In between my first brushes with the international jet set, I was still doing the same kind of things I’d always done, like trying to stay out of strife at the Charleston or the Two Puddings in Stratford, or playing Sunday football on Hackney Marshes. As a consequence of going to school in Enfield, I’d had to play a lot of my football in alien territory, where people’s skill and understanding of the game were frankly not up to the level I had been raised to expect. But once I was a bit older and back in East London, I was finally in a position to put that right.

Hackney Marshes was the place I liked to play best. It’s amazing the way the pitches stretch out into the distance, and if you’re one of those East Enders who doesn’t leave your manor too much, that might be one of the biggest open spaces you ever get to know. You can’t let the sense of freedom go to your head, though – you have to keep your wits about you. I remember playing there once when a car drove onto the pitch next to us and tried to run one of the players over. Maybe England might have more of a chance at the World Cup if we were allowed to do that. Either way, there were a few shooters flying about that day on the Marshes. A couple of the games stopped
to watch, but it was the ones which carried on as if this was a perfectly normal everyday occurrence that made the biggest impression.
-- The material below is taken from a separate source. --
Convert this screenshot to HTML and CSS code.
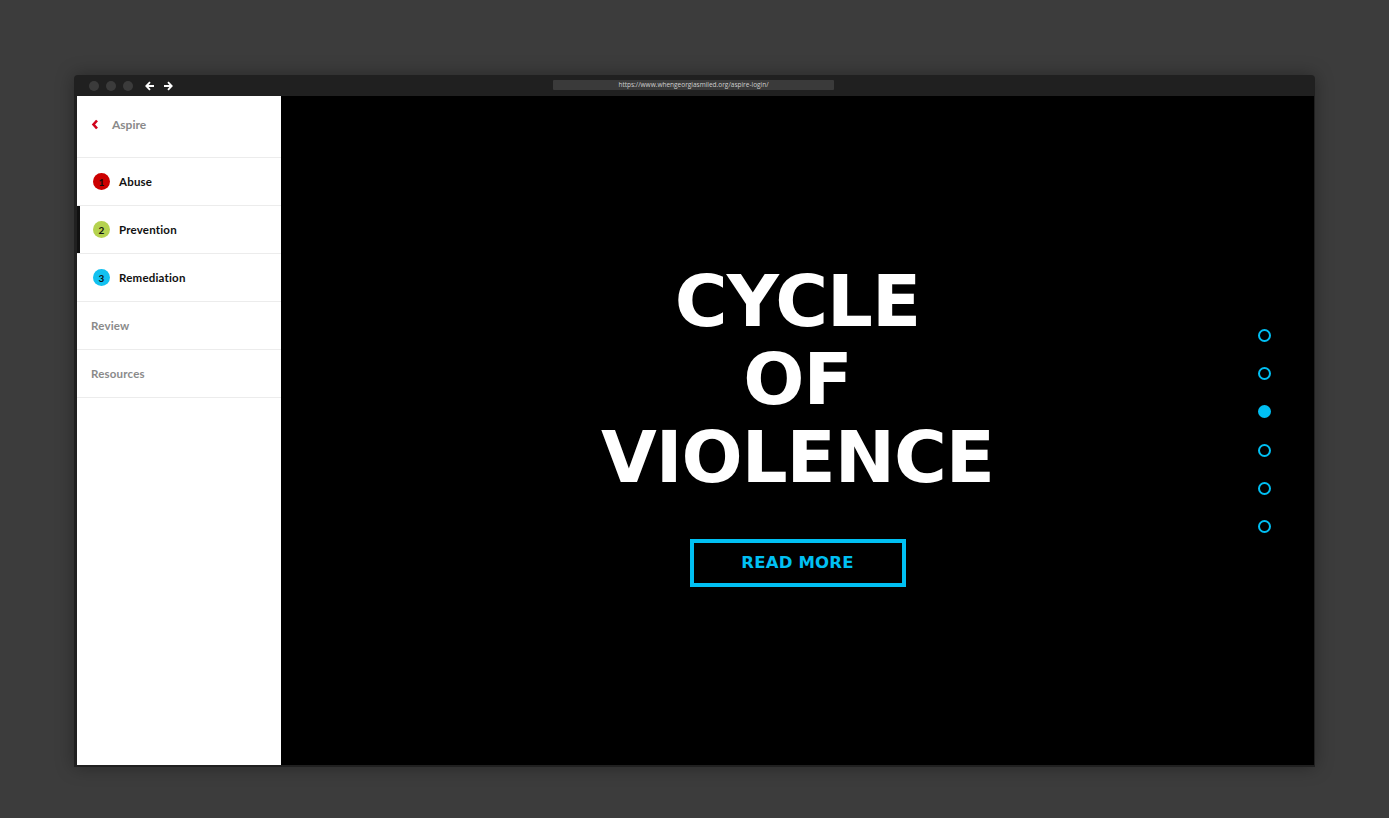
FILE: index.html
```html
<!DOCTYPE html>
<html>
<head>
<meta charset="utf-8">
<link rel="stylesheet" href="styles.css">
</head>
<body>
<div class="window">
  <div class="titlebar">
    <div class="lights"><span class="light"></span><span class="light"></span><span class="light"></span></div>
    <div class="navs">
      <svg width="10" height="10" viewBox="0 0 10 10"><path d="M9 5H1.5M5 1.2L1.3 5 5 8.8" fill="none" stroke="#fff" stroke-width="1.8"/></svg>
      <svg width="10" height="10" viewBox="0 0 10 10"><path d="M1 5h7.5M5 1.2L8.7 5 5 8.8" fill="none" stroke="#fff" stroke-width="1.8"/></svg>
    </div>
    <div class="url">https://www.whengeorgiasmiled.org/aspire-login/</div>
  </div>
  <div class="content">
    <aside class="sidebar">
      <div class="side-head">
        <svg class="chev" width="8" height="11" viewBox="0 0 8 11"><path d="M6 1.5L2.5 5.5 6 9.5" fill="none" stroke="#d0021b" stroke-width="2.6"/></svg>
        <span>Aspire</span>
      </div>
      <div class="item"><span class="num red">1</span><span class="label">Abuse</span></div>
      <div class="item active"><span class="num green">2</span><span class="label">Prevention</span></div>
      <div class="item"><span class="num blue">3</span><span class="label">Remediation</span></div>
      <div class="item plain"><span class="label">Review</span></div>
      <div class="item plain"><span class="label">Resources</span></div>
    </aside>
    <main class="main">
      <h1 class="headline">CYCLE<br>OF<br>VIOLENCE</h1>
      <div class="btn">READ MORE</div>
      <div class="dots">
        <span class="dot"></span><span class="dot"></span><span class="dot on"></span><span class="dot"></span><span class="dot"></span><span class="dot"></span>
      </div>
    </main>
  </div>
</div>
</body>
</html>
```

FILE: styles.css
```css
html, body { margin: 0; padding: 0; }
body {
  background: #3c3c3c;
  width: 1389px;
  height: 818px;
  overflow: hidden;
  font-family: "Lato", "DejaVu Sans", sans-serif;
}
.window {
  margin: 75px 0 0 74px;
  width: 1241px;
  height: 692px;
  background: #202020;
  border-radius: 4px 4px 0 0;
  padding: 0 1px 2px 3px;
  box-sizing: border-box;
  display: flex;
  flex-direction: column;
  box-shadow: 0 0 18px rgba(0,0,0,0.35);
}
.titlebar {
  height: 21px;
  display: flex;
  align-items: center;
  position: relative;
  flex: none;
}
.lights { display: flex; gap: 7px; margin-left: 12px; }
.light { width: 10px; height: 10px; border-radius: 50%; background: #3b3b3b; }
.navs { display: flex; gap: 8px; margin-left: 12px; }
.navs svg { display: block; }
.url {
  position: absolute;
  left: 476px;
  top: 5px;
  width: 281px;
  height: 10px;
  background: #3a3a3a;
  border-radius: 1px;
  color: #cfcfcf;
  font-family: "Open Sans", sans-serif;
  font-size: 6.5px;
  line-height: 10px;
  text-align: center;
}
.content { flex: 1; display: flex; min-height: 0; }
.sidebar {
  width: 204px;
  background: #fff;
  flex: none;
}
.side-head {
  height: 57px;
  padding-bottom: 4px;
  border-bottom: 1px solid #ececec;
  display: flex;
  align-items: center;
  padding-left: 14px;
  color: #8a8a8a;
  font-weight: 700;
  font-size: 12px;
}
.side-head .chev { margin-right: 13px; margin-top: 0; }
.item {
  height: 47px;
  border-bottom: 1px solid #ececec;
  display: flex;
  align-items: center;
  padding-left: 16px;
  font-weight: 700;
  font-size: 11.5px;
  color: #111;
  letter-spacing: 0.2px;
}
.item.active { box-shadow: inset 3px 0 0 #111; }
.item.plain { color: #8a8a8a; padding-left: 14px; }
.num {
  width: 17px;
  height: 17px;
  border-radius: 50%;
  display: flex;
  align-items: center;
  justify-content: center;
  font-size: 10px;
  font-weight: 700;
  margin-right: 9px;
  color: #111;
}
.num.red { background: #cc0000; color: #111; }
.num.green { background: #b5d24f; }
.num.blue { background: #12c1f0; }
.main {
  flex: 1;
  background: #000;
  position: relative;
  display: flex;
  flex-direction: column;
  align-items: center;
  justify-content: center;
  padding-bottom: 13px;
}
.headline {
  margin: 0;
  color: #fff;
  font-family: "DejaVu Sans", sans-serif;
  font-weight: 700;
  font-size: 72px;
  line-height: 78px;
  text-align: center;
  letter-spacing: -1px;
}
.btn {
  margin-top: 43px;
  width: 208px;
  height: 40px;
  border: 4px solid #00c0f3;
  color: #00c0f3;
  font-family: "DejaVu Sans", sans-serif;
  font-weight: 700;
  font-size: 16.5px;
  display: flex;
  align-items: center;
  justify-content: center;
  letter-spacing: 0.2px;
}
.dots {
  position: absolute;
  right: 43px;
  top: 233px;
  display: flex;
  flex-direction: column;
  gap: 25.2px;
}
.dot {
  width: 9px;
  height: 9px;
  border: 2px solid #00bff3;
  border-radius: 50%;
}
.dot.on { background: #00bff3; }
```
I’d like to be able to say that at the time I was taking a similarly level-headed approach to how well things seemed to be going with what was now officially my acting career. Unfortunately, that wouldn’t be true. I didn’t carry on being the same no-nonsense down-to-earth geezer I’d always been. When I saw myself in the finished version of
Scum
– more or less holding my own with a lot of much more experienced and technically gifted actors – I didn’t think about how much I still had to learn, I decided I was Jack the fucking Biscuit.

Going to America with Don Boyd probably didn’t help in that regard. Because
Scum
was kind of the big underground film at the time, my first trip to New York found me moving in very different circles to the ones I was used to. Don took me to the Mudd Club, which was full of all these fucking strange people. Siouxsie from Siouxsie and the Banshees was there being ‘punk’ – which seemed to be a bit of a pose where everyone had to look really solemn and try to fuck everyone else off. She seemed like a bit of a prat to me at the time but I’m sure she was just doing her thing.